The wall rolls back like a curtain to reveal Jeffries' proxy: a smoking contraption that appears to be a modified diving-bell (like the ones from the non-exist-ent and the White Lodge) strongly and aptly suggestive of an old-timey oil can. Mr. C. and Jeffries engage in a stilted, confusing conversation the upshot of which is that Mr. C. (or perhaps Cooper or perhaps both?) has already met Jeffries in the Philadelphia FBI office in 1989, as depicted in the famed scene in FWWM that was reprised in Cole's dream in Part Fourteen. But whereas Cole's dream focused on Jeffries' accusatory identification of Cooper (exclaiming "Do you know who that is there?") and omits mention of Jeffries' infamous, incoherent, and much-discussed ramblings about "Judy", the conversation here in Part Fifteen is focused squarely on Judy.
Since the conversation between Mr. C. and Phillip Jeffries' oily avatar is likely to be extremely important to the events that unfold in the remaining three parts of The Return, let's take a minute to reprise it here:
Phillip Jeffries: “Oh, it’s you.”
Mr. C.: “Jeffries!”
Jeffries: “By God.” (or maybe “My God!”)
Mr. C.: “Why did you send Ray to kill me?”

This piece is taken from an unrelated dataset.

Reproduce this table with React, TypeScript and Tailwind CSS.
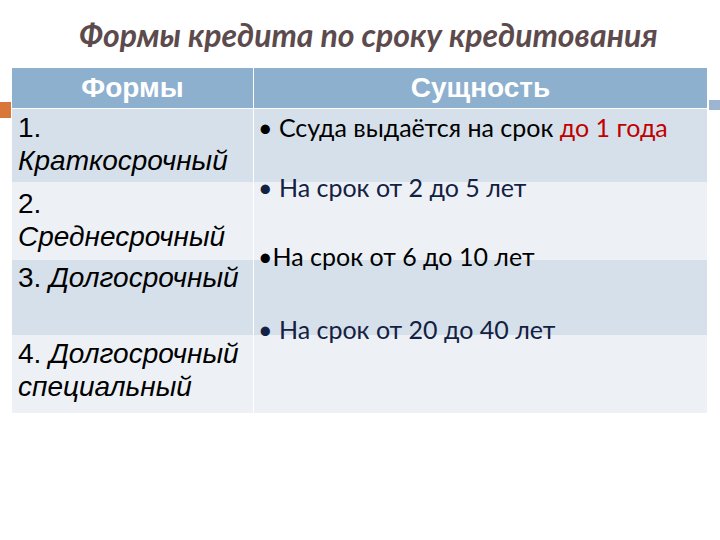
const ROW_BG = ['bg-[#d6e0ea]', 'bg-[#edf1f6]', 'bg-[#d6e0ea]', 'bg-[#edf1f6]'];
const ROW_START = ['row-start-2', 'row-start-3', 'row-start-4', 'row-start-5'];

export default function App() {
    return (
        <div className="relative w-[720px] h-[540px] bg-white overflow-hidden">
            {/* slide decorations */}
            <div className="absolute left-0 top-[102px] w-[11px] h-[16px] bg-[#d9773b]" />
            <div className="absolute left-[709px] top-[100px] w-[11px] h-[10px] bg-[#9cb6d1]" />

            <h1 className="pt-[16px] pl-[79px] text-[32px] leading-[38px] font-bold italic text-[#5c4a4c] font-['Lato',sans-serif]">
                Формы кредита по сроку кредитования
            </h1>

            <div className="mt-[14px] ml-[12px] grid grid-cols-[241px_453px] grid-rows-[41px_73px_78px_75px_78px] gap-x-px">
                <div className="col-start-1 row-start-1 bg-[#8eb0cf] border-b border-white flex items-center justify-center">
                    <span className="text-[28px] font-bold text-white font-['Liberation_Sans',sans-serif]">Формы</span>
                </div>
                <div className="col-start-2 row-start-1 bg-[#8eb0cf] border-b border-white flex items-center justify-center">
                    <span className="text-[28px] font-bold text-white font-['Liberation_Sans',sans-serif]">Сущность</span>
                </div>

                {ROW_BG.map((bg, i) => (
                    <div key={`l${i}`} className={`col-start-1 ${ROW_START[i]} ${bg}`} />
                ))}
                {ROW_BG.map((bg, i) => (
                    <div key={`r${i}`} className={`col-start-2 ${ROW_START[i]} ${bg}`} />
                ))}

                {/* left column text */}
                <div className="col-start-1 row-start-2 row-span-4 pl-[6px] text-[28px] leading-[33px] text-black font-['Liberation_Sans',sans-serif]">
                    <div className="mt-[2px]">
                        <p>1.</p>
                        <p className="italic">Краткосрочный</p>
                    </div>
                    <div className="mt-[10px]">
                        <p>2.</p>
                        <p className="italic">Среднесрочный</p>
                    </div>
                    <p className="mt-[8px]">3. <span className="italic">Долгосрочный</span></p>
                    <div className="mt-[43px]">
                        <p>4. <span className="italic">Долгосрочный</span></p>
                        <p className="italic">специальный</p>
                    </div>
                </div>

                {/* right column text */}
                <div className="col-start-2 row-start-2 row-span-4 pl-[4px] text-[25px] leading-[32px] font-['Lato',sans-serif]">
                    <p className="mt-[2px] text-black">
                        • Ссуда выдаётся на срок <span className="text-[#c00000]">до 1 года</span>
                    </p>
                    <p className="mt-[28px] text-[#132142]">• На срок от 2 до 5 лет</p>
                    <p className="mt-[37px] text-black">•На срок от 6 до 10 лет</p>
                    <p className="mt-[41px] text-[#132142]">• На срок от 20 до 40 лет</p>
                </div>
            </div>
        </div>
    );
}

Jeffries: “What? I called Ray!”
Mr. C.: “So you did send him! Did you call me five days ago?”
Jeffries: “I don’t have your number.”
Mr. C.: “So it was someone else who called me?”
Jeffries: “We used to talk.”
Mr. C.: “Yes, we did.”
[Flashback to FBI Headquarters in Philadelphia in 1989. Jeffries: "Well now: I’m not going to talk about Judy. We’re not going to talk about Judy at all."]

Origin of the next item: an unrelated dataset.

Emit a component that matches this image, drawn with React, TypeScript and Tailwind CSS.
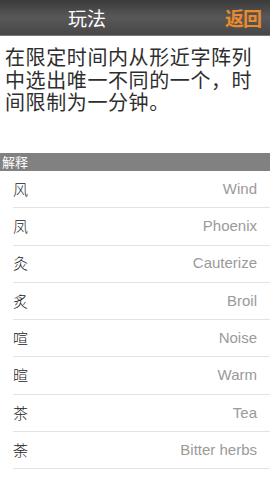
import React from 'react';

const words = [
  { ch: '风', en: 'Wind' },
  { ch: '凤', en: 'Phoenix' },
  { ch: '灸', en: 'Cauterize' },
  { ch: '炙', en: 'Broil' },
  { ch: '喧', en: 'Noise' },
  { ch: '暄', en: 'Warm' },
  { ch: '茶', en: 'Tea' },
  { ch: '荼', en: 'Bitter herbs' },
];

export default function App() {
  return (
    <div className="w-[270px] h-[480px] bg-white overflow-hidden flex flex-col font-['Noto_Sans_CJK_SC','Noto_Sans',sans-serif]">
      {/* Header */}
      <div className="h-[36px] shrink-0 flex items-center bg-gradient-to-b from-[#3b3b3b] via-[#585858] to-[#474747] border-b border-[#777]">
        <div className="w-[68px]" />
        <div className="flex-1 text-white text-[19px] leading-none">玩法</div>
        <div className="pr-[9px] text-[#ea8a2c] text-[19px] font-bold leading-none tracking-[-1px]">返回</div>
      </div>

      {/* Description */}
      <div className="h-[117px] shrink-0 pl-[5px] pr-[12px] pt-[10px] text-[#2e2e2e] text-[20px] leading-[22.6px] tracking-[0.6px]">
        在限定时间内从形近字阵列中选出唯一不同的一个，时间限制为一分钟。
      </div>

      {/* Section bar */}
      <div className="h-[18px] shrink-0 bg-[#818181] text-white text-[13px] leading-[18px] pl-[2px]">解释</div>

      {/* List */}
      <div className="flex flex-col">
        {words.map((w) => (
          <div key={w.en} className="h-[37.3px] ml-[13px] pr-[13px] flex items-center justify-between border-b border-[#e3e3e3] box-border">
            <span className="text-[#222] text-[15px] font-light">{w.ch}</span>
            <span className="text-[#9a9a9a] text-[15px] font-['Liberation_Sans',Arial,sans-serif]">{w.en}</span>
          </div>
        ))}
      </div>
    </div>
  );
}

Mr. C.: “1989. You showed up at FBI headquarters in Philadelphia and said you’d met Judy.”
Jeffries: “So. You are Cooper.”
Mr. C.: “Phillip, why didn’t you want to talk about Judy? Who is Judy? Does Judy want something from me?”
Jeffries: “Why don’t you ask Judy yourself. Let me write it down for you.”

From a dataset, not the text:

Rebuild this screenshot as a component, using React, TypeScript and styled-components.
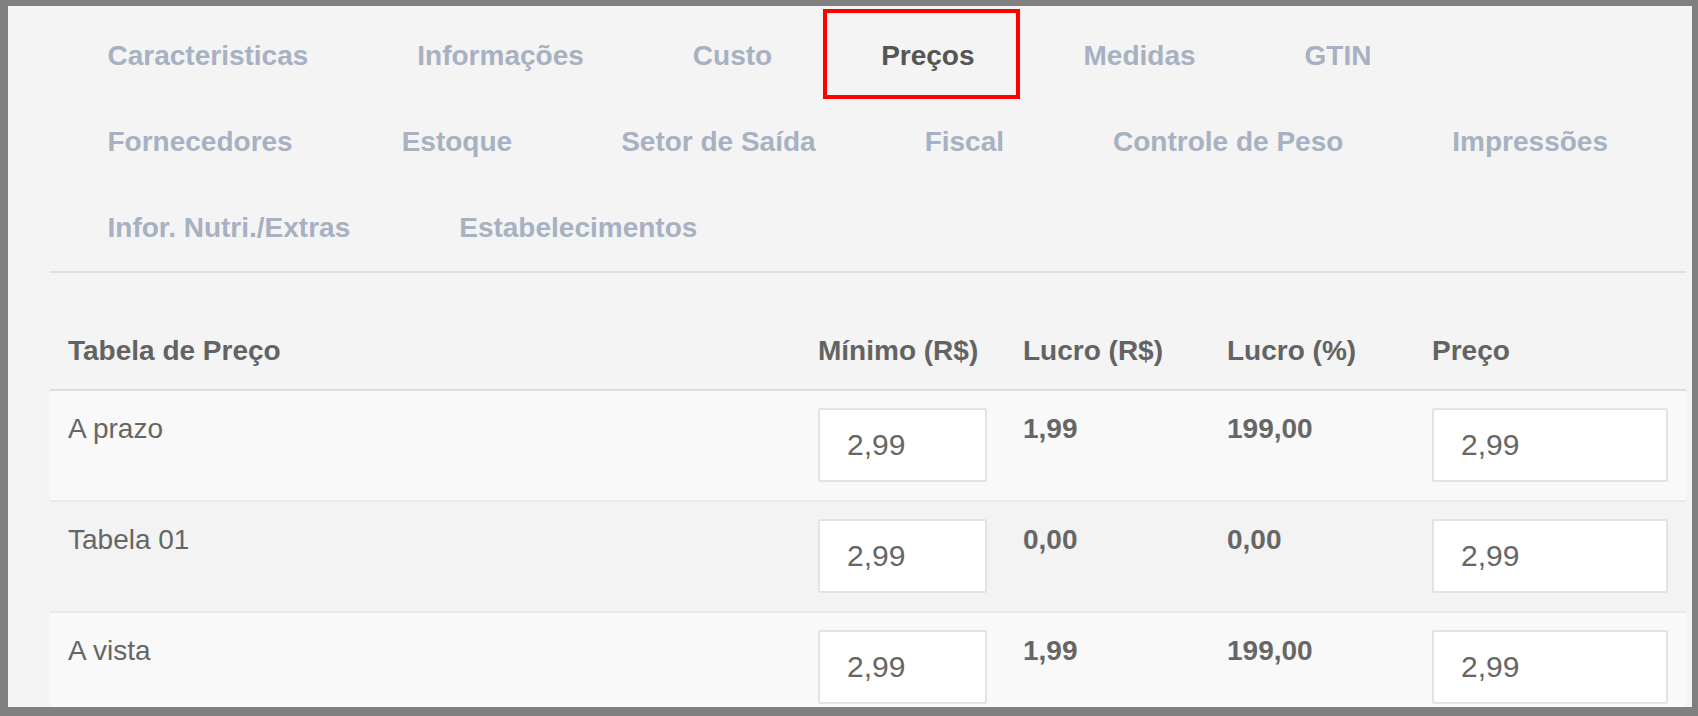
import React, { useState } from 'react'
import styled, { createGlobalStyle } from 'styled-components'

const GlobalStyle = createGlobalStyle`
  body {
    margin: 0;
    font-family: "Liberation Sans", Arial, sans-serif;
    background: #ffffff;
  }
`

const tabs = [
  'Caracteristicas',
  'Informações',
  'Custo',
  'Preços',
  'Medidas',
  'GTIN',
  'Fornecedores',
  'Estoque',
  'Setor de Saída',
  'Fiscal',
  'Controle de Peso',
  'Impressões',
  'Infor. Nutri./Extras',
  'Estabelecimentos',
]

const prices = [
  { id: 'prazo', name: 'A prazo', min: '2,99', profit: '1,99', percent: '199,00', price: '2,99' },
  { id: 't01', name: 'Tabela 01', min: '2,99', profit: '0,00', percent: '0,00', price: '2,99' },
  { id: 'vista', name: 'A vista', min: '2,99', profit: '1,99', percent: '199,00', price: '2,99' },
]

export default function App() {
  const [active, setActive] = useState('Preços')

  return (
    <>
      <GlobalStyle />
      <Frame>
        <TabList>
          {tabs.map(t => (
            <Tab key={t} $active={t === active} onClick={() => setActive(t)}>
              {t}
            </Tab>
          ))}
        </TabList>

        <PriceTable>
          <colgroup>
            <col style={{ width: 750 }} />
            <col style={{ width: 205 }} />
            <col style={{ width: 204 }} />
            <col style={{ width: 205 }} />
            <col />
          </colgroup>
          <thead>
            <tr>
              <HeadCell>Tabela de Preço</HeadCell>
              <HeadCell>Mínimo (R$)</HeadCell>
              <HeadCell>Lucro (R$)</HeadCell>
              <HeadCell>Lucro (%)</HeadCell>
              <HeadCell>Preço</HeadCell>
            </tr>
          </thead>
          <tbody>
            {prices.map(p => (
              <Row key={p.id}>
                <Cell>{p.name}</Cell>
                <Cell>
                  <ValueInput defaultValue={p.min} />
                </Cell>
                <Cell $bold>{p.profit}</Cell>
                <Cell $bold>{p.percent}</Cell>
                <Cell>
                  <ValueInput defaultValue={p.price} />
                </Cell>
              </Row>
            ))}
          </tbody>
        </PriceTable>
      </Frame>
    </>
  )
}

const Frame = styled.div`
  box-sizing: border-box;
  width: 1698px;
  height: 716px;
  overflow: hidden;
  border-style: solid;
  border-color: #808080;
  border-width: 6px 6px 9px 8px;
  padding: 7px 6px 0 42px;
  background-color: #f4f4f4;
`

const TabList = styled.div`
  display: flex;
  flex-wrap: wrap;
  padding-left: 3px;
  border-bottom: 2px solid #e1e1e1;
`

const Tab = styled.button<{ $active?: boolean }>`
  position: relative;
  height: 86px;
  padding: 0 54.5px;
  border: none;
  background: none;
  font-family: "Liberation Sans", Arial, sans-serif;
  font-size: 28px;
  font-weight: bold;
  line-height: 86px;
  color: ${p => (p.$active ? '#555555' : '#a7b1c2')};
  cursor: pointer;

  ${p =>
    p.$active &&
    `
    &::after {
      content: '';
      position: absolute;
      top: -4px;
      bottom: 0;
      left: -4px;
      right: 9px;
      border: 4px solid #ff0000;
    }
  `}
`

const PriceTable = styled.table`
  width: 100%;
  margin-top: 40px;
  table-layout: fixed;
  border-collapse: separate;
  border-spacing: 0;
`

const HeadCell = styled.th`
  padding: 17px 18px;
  border-bottom: 2px solid #dedede;
  text-align: left;
  font-size: 28px;
  font-weight: bold;
  line-height: 42px;
  color: #636363;
  white-space: nowrap;
`

const Row = styled.tr`
  background-color: #f9f9f9;

  &:nth-child(even) {
    background-color: #f3f3f3;
  }
`

const Cell = styled.td<{ $bold?: boolean }>`
  padding: 17px 18px 18px;
  border-bottom: 2px solid #e7ebee;
  vertical-align: top;
  font-size: 28px;
  font-weight: ${p => (p.$bold ? 'bold' : 'normal')};
  line-height: 42px;
  color: #666666;
`

const ValueInput = styled.input.attrs({ type: 'text' })`
  box-sizing: border-box;
  display: block;
  width: 100%;
  height: 74px;
  padding: 0 27px;
  border: 2px solid #e3e3e3;
  border-radius: 2px;
  background: #ffffff;
  font-family: "Liberation Sans", Arial, sans-serif;
  font-size: 30px;
  color: #666666;
  outline: none;
`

[Mr. C. dutifully takes out a pen and pad and writes down the numbers, which appear to emerge out of the steaming oil can spout in the following order: 4-8-0-5-5-1-1-4.]
Mr. C.: “Who is Judy?”
Jeffries: “You’ve already met Judy.”
Mr. C.: “What do you mean I’ve met Judy?” [Ed: Might Jeffries be referring to Cooper's interactions with Naido in the violet world and non-exist-ent in Part Three?]
[Jeffries falls silent and a phone starts ringing. It rings six times total. After the fourth ring, Mr. C. interrupts, yelling at increasingly elevated volume at Jeffries.]
Mr. C.: “Who is Judy? WHO IS JUDY?!”
[After the sixth ring we hear a loud switching sound and a burst of electricity and Mr. C. answers the phone just before the seventh ring. The feed flickers as Mr. C. is transported out of Jeffries’ oil-canny presence to the phone booth in front of the convenience store. As he listens into the receiver, the sound of electricity accompanies the staticky feed and his head is briefly drawn toward the receiver in a flickering stutter identical to the way that Cooper’s head was drawn toward the electrical portal in the violet world.]
Outside the convenience store, Mr. C. is accosted by Richard Horne, who witnessed Mr. C. murdering Ray at the Farm and presumably trailed him to the portal to "The Dutchman's" from that location. Horne announces that recognizes Mr. C. as an FBI agent from a photo in his mother Audrey Horne's possession. Mr. C. gives Horne a knowing look, spits at the ground to distract him, and incapacities him, commanding him never to threaten Mr. C. again and to get in the truck: "We'll talk on the way."
Where will Phillip Jeffries, the mystery at his dark heart, and Mr. C.'s insatiable search for Judy take us in the final three episodes of The Return? Goodness knows.